EXERCISE →
Check each line below for the word "this", and copy those that have it.

INPUT MATERIAL →
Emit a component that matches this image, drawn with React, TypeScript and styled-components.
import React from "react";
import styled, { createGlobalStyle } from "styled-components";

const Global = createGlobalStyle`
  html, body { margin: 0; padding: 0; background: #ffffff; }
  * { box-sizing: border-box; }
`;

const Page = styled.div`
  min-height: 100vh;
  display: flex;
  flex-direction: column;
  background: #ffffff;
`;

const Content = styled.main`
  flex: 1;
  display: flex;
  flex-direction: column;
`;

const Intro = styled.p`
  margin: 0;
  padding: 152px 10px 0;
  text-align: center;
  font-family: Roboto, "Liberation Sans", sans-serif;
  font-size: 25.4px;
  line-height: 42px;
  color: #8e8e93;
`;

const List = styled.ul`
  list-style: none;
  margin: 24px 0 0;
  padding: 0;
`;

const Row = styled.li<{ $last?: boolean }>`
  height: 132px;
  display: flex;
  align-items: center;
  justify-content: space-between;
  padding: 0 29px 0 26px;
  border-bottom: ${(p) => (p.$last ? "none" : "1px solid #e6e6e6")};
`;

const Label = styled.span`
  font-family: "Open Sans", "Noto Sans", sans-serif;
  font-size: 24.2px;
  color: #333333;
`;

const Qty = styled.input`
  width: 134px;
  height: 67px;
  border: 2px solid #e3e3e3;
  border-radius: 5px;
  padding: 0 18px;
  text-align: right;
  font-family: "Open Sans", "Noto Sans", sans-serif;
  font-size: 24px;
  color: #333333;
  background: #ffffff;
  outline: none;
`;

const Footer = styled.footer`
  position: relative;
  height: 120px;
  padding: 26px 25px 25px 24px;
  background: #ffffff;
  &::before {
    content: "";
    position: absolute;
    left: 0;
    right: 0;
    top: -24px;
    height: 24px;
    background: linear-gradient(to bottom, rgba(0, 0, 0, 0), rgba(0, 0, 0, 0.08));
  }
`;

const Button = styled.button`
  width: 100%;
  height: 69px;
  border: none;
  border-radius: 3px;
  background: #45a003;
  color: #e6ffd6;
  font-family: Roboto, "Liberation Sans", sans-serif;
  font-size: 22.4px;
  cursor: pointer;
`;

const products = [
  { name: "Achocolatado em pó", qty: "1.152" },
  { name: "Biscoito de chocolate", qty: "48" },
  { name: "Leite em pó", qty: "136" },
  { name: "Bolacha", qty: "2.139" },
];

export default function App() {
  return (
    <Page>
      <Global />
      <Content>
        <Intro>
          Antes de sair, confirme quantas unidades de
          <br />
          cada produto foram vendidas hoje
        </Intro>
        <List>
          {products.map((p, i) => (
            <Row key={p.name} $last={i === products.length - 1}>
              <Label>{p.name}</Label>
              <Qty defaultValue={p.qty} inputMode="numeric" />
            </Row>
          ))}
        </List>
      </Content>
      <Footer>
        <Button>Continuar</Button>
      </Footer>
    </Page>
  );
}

---

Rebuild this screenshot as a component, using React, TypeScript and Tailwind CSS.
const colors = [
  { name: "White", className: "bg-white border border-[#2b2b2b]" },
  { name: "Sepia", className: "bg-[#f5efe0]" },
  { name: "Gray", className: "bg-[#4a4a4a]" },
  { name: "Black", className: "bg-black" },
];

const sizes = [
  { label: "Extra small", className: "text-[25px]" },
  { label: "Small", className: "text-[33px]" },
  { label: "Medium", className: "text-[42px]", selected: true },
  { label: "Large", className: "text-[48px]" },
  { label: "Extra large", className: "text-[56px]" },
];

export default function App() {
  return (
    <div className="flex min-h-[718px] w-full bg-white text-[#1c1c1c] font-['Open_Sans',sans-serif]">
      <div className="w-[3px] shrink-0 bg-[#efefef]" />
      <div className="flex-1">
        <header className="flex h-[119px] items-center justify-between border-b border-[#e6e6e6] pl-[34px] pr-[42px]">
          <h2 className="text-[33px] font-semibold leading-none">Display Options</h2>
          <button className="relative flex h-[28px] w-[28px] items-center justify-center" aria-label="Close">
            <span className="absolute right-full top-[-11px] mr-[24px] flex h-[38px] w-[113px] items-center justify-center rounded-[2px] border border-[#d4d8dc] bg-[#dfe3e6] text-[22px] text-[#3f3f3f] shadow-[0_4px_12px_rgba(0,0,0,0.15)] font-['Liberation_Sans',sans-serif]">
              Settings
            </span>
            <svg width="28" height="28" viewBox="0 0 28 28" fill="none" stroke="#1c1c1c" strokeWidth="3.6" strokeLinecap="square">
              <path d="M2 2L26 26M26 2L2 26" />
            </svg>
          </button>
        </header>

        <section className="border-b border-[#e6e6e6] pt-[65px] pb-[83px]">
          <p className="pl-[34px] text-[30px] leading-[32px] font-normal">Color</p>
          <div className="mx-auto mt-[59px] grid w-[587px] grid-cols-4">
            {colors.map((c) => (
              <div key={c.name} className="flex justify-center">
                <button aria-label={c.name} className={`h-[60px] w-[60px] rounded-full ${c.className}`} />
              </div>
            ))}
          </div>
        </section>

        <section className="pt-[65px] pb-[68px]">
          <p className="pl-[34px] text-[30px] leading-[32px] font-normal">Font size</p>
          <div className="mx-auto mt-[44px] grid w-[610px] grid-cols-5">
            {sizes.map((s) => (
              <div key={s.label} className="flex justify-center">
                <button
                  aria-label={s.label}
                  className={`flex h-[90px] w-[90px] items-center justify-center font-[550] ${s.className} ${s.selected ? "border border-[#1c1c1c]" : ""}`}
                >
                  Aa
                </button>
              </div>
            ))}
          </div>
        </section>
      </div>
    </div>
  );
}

--

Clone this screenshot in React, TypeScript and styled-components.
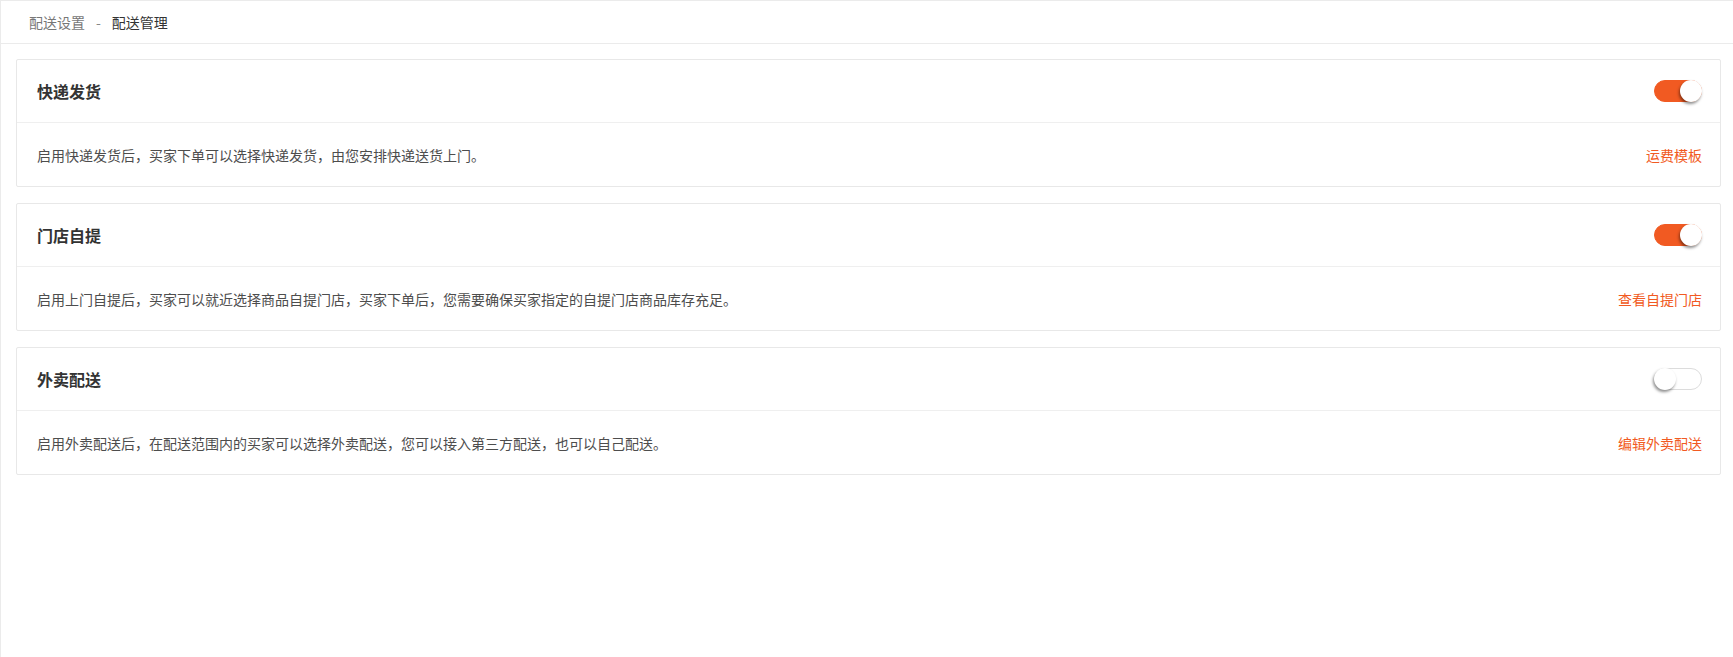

RESULT OF THE EXERCISE →
Emit a component that matches this image, drawn with React, TypeScript and styled-components.
Rebuild this screenshot as a component, using React, TypeScript and Tailwind CSS.
Clone this screenshot in React, TypeScript and styled-components.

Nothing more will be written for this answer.